Exercise task:
Go over the listing below line by line and tally those containing "components". Give only the tally.

===== Material provided =====

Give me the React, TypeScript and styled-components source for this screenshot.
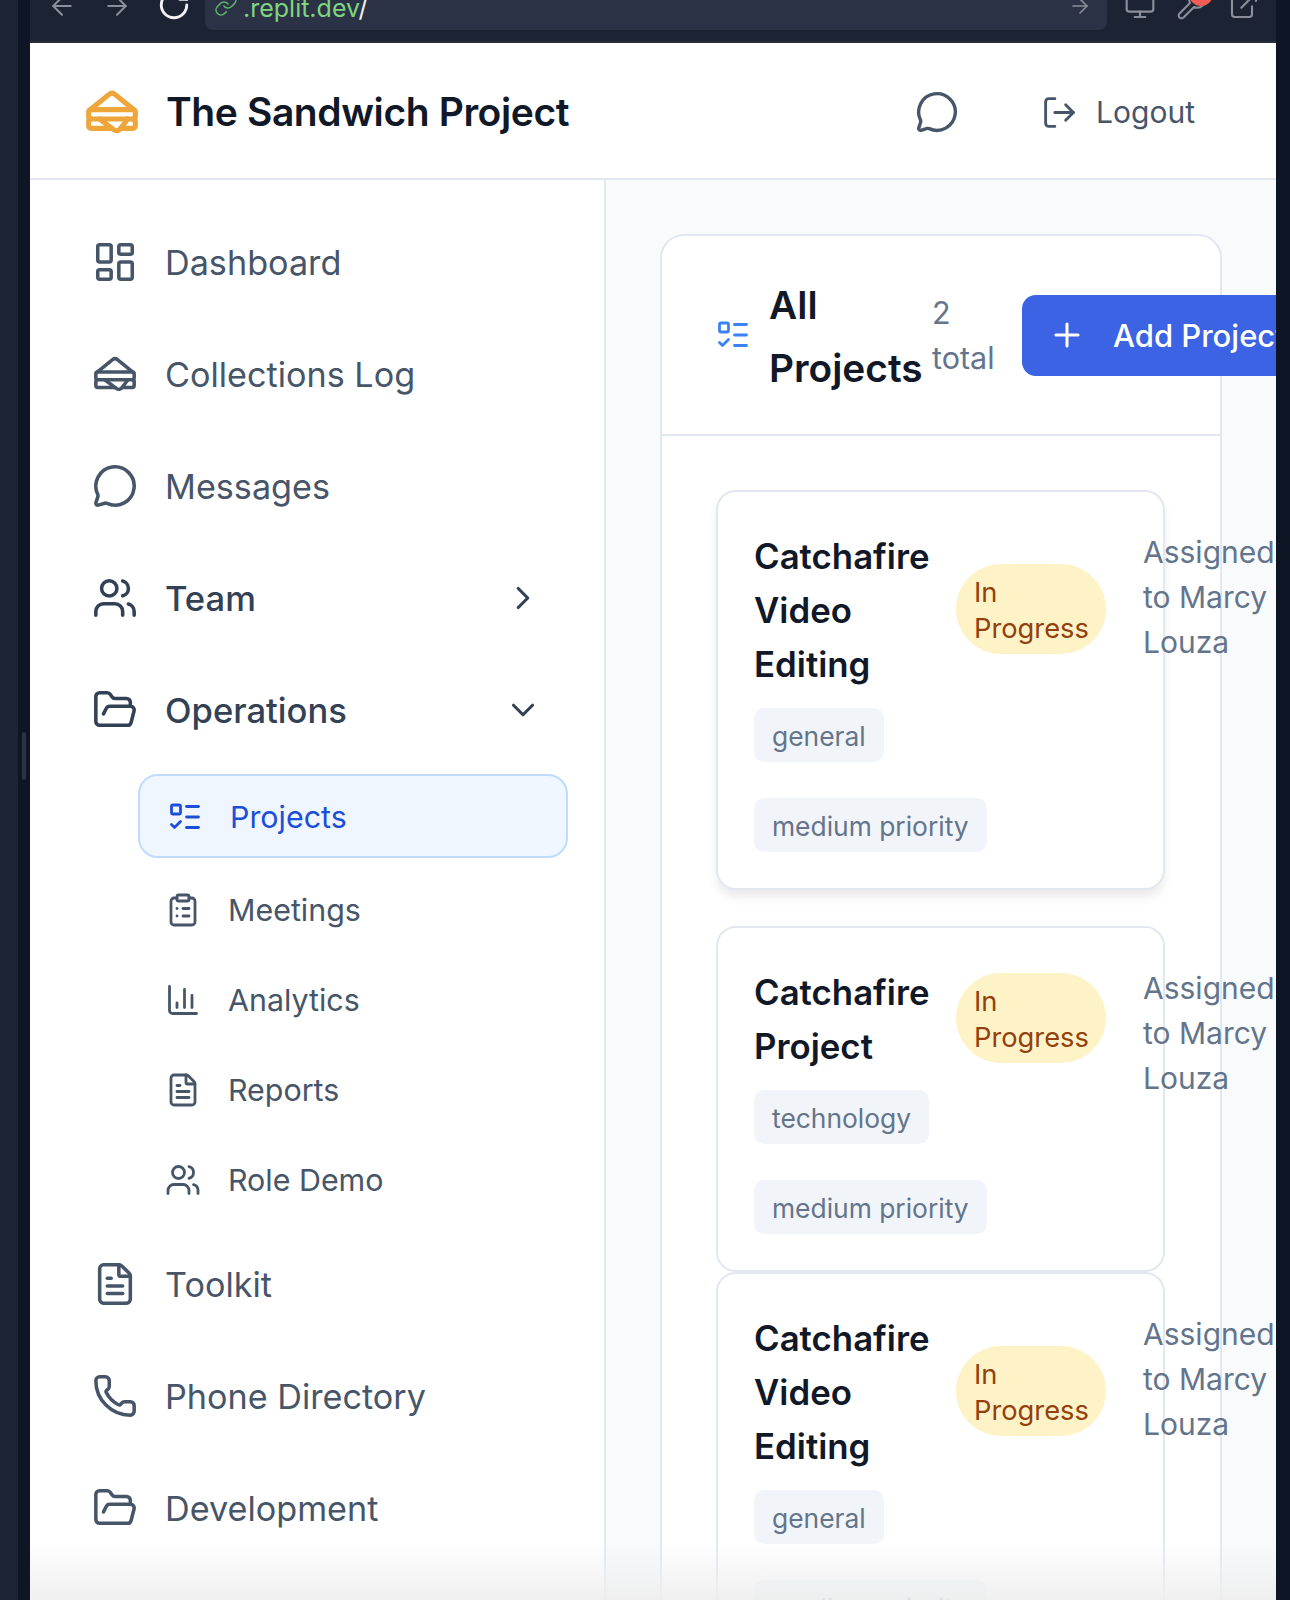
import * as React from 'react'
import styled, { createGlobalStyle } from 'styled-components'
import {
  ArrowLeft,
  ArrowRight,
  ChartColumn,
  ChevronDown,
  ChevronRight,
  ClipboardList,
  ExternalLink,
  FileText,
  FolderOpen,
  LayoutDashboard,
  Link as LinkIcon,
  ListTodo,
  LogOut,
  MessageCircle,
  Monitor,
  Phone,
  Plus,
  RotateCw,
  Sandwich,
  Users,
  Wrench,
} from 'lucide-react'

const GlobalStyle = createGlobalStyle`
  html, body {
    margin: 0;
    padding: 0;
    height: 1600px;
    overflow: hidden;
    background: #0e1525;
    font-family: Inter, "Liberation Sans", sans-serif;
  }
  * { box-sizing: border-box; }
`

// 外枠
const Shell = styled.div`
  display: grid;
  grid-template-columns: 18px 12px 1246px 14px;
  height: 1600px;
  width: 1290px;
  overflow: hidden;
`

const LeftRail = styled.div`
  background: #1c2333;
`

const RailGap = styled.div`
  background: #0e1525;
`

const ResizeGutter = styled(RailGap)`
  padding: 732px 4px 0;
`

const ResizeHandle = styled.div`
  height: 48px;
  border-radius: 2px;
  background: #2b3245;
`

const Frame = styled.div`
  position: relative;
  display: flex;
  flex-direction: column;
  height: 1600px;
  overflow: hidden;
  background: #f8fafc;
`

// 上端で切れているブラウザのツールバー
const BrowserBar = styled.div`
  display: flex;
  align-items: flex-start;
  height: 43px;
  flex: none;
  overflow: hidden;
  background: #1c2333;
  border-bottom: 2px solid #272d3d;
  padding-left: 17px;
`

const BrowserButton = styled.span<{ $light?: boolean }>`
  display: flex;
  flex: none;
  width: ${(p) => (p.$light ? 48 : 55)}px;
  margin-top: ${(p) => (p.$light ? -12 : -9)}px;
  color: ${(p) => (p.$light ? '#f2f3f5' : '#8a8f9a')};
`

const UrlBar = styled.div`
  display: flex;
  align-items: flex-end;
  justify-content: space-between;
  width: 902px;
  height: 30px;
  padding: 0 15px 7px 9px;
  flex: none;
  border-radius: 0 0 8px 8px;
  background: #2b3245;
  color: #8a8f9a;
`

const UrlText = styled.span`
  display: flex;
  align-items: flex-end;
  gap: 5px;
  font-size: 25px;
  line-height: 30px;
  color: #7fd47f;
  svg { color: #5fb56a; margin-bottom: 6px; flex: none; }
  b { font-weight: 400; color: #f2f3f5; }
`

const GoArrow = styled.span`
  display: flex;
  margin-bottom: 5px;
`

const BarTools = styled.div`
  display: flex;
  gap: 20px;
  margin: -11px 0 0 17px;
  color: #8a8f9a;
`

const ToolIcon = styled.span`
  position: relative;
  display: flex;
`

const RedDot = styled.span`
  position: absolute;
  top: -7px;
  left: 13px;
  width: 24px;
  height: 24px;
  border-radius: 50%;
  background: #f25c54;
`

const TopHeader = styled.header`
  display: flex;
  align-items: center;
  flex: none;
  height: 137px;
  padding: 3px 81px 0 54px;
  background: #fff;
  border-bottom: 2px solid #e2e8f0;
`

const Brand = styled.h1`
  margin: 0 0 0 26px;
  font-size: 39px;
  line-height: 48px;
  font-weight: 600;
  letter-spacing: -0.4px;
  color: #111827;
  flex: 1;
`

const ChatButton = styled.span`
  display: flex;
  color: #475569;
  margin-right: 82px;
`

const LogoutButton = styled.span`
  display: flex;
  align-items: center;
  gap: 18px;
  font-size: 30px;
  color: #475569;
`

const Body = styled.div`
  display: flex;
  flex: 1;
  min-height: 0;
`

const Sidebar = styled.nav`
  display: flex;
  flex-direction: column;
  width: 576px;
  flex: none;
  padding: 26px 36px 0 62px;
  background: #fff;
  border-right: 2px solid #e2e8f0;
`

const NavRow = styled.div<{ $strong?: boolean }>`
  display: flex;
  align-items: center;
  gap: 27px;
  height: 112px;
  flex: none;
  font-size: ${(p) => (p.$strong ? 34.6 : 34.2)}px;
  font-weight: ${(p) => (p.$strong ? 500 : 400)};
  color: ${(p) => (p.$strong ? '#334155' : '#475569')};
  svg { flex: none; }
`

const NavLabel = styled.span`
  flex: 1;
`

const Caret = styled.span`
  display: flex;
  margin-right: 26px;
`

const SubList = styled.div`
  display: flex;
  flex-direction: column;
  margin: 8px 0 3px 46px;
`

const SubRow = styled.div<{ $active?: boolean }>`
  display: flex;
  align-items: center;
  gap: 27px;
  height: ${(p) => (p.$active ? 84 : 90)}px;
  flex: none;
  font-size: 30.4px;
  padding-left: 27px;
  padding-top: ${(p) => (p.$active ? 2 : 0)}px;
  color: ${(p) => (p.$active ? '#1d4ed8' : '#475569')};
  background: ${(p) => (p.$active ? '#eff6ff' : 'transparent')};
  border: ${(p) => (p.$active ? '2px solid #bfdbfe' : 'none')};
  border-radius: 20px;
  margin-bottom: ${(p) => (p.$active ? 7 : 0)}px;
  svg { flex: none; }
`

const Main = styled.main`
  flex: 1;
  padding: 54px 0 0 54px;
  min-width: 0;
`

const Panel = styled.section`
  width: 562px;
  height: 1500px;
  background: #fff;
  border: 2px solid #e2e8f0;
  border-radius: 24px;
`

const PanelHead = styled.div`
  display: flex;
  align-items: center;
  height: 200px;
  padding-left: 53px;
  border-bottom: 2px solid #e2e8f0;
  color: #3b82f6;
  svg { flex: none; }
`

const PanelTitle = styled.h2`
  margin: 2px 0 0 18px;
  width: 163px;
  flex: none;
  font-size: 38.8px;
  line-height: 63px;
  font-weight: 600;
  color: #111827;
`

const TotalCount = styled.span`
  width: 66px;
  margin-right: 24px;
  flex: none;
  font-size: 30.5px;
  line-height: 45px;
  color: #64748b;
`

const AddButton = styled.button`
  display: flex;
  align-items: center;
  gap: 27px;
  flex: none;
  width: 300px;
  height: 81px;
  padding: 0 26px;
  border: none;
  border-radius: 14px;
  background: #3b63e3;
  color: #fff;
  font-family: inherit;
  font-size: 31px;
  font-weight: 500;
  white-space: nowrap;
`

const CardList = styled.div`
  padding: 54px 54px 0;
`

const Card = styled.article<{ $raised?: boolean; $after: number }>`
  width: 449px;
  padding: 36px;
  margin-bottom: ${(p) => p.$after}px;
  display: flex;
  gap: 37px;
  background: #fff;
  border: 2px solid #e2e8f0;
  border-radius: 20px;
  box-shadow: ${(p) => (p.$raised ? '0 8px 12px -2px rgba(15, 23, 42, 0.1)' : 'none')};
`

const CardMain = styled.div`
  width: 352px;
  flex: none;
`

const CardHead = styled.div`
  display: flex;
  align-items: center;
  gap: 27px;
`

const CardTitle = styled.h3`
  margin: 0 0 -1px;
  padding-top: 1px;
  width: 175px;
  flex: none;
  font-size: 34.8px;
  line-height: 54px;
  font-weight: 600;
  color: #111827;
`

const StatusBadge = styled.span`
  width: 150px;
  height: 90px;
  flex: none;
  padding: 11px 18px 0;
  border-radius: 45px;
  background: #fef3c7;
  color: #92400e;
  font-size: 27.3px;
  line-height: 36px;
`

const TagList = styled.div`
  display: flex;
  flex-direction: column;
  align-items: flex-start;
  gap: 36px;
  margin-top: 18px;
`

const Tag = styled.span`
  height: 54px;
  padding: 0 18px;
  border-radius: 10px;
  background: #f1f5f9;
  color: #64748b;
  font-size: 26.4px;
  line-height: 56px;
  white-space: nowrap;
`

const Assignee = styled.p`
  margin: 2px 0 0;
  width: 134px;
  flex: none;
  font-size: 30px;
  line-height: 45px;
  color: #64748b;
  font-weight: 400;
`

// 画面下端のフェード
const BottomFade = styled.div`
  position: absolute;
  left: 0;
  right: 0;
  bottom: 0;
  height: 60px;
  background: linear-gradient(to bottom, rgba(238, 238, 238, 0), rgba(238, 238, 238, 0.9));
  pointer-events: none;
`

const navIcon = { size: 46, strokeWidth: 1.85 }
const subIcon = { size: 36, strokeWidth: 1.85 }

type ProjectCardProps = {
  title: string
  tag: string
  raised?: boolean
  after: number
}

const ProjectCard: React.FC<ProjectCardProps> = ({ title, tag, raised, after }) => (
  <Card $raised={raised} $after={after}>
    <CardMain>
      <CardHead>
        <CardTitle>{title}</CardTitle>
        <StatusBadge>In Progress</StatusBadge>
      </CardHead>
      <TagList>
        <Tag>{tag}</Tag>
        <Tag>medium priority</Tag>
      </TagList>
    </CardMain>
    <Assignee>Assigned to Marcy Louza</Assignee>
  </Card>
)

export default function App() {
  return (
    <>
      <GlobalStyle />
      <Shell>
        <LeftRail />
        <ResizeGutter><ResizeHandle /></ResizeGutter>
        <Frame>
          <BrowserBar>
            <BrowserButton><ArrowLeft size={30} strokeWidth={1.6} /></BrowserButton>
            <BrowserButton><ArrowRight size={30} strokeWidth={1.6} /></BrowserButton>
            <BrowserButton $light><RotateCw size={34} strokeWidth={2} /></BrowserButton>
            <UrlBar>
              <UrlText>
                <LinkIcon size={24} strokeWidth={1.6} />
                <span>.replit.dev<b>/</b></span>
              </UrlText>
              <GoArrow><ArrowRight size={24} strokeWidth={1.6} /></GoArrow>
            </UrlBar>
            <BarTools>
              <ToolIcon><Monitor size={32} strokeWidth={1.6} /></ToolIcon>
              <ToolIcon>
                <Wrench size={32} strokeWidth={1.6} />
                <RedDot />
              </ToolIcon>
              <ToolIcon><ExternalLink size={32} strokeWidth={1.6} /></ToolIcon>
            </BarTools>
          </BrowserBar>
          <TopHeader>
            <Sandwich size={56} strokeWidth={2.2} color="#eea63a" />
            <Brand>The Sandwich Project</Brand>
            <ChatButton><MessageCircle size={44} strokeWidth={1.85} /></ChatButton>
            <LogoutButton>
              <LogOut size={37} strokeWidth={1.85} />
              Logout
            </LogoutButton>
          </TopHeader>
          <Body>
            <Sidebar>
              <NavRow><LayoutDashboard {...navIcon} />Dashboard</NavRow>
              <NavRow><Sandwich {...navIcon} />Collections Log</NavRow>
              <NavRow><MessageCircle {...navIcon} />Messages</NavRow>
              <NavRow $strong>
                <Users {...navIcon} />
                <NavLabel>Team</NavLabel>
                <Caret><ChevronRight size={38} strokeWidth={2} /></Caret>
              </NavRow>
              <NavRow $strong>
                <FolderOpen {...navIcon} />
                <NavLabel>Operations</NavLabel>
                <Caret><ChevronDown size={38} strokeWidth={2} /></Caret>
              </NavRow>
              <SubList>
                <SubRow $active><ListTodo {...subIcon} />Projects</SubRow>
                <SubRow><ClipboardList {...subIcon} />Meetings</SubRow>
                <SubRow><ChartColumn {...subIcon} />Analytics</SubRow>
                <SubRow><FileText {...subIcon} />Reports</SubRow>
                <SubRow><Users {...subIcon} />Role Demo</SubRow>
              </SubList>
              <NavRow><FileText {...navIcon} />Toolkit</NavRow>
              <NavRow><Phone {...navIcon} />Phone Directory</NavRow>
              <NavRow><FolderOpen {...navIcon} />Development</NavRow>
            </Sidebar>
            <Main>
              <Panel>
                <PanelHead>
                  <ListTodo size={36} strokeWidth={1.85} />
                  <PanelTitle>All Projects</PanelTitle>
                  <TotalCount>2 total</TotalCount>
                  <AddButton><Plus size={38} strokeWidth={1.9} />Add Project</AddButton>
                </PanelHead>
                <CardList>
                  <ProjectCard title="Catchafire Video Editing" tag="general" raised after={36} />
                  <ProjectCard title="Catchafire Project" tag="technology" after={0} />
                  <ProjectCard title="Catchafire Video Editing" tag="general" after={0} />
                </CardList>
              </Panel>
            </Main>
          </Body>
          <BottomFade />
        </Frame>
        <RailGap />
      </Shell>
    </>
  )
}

=====

Answer to this problem:
2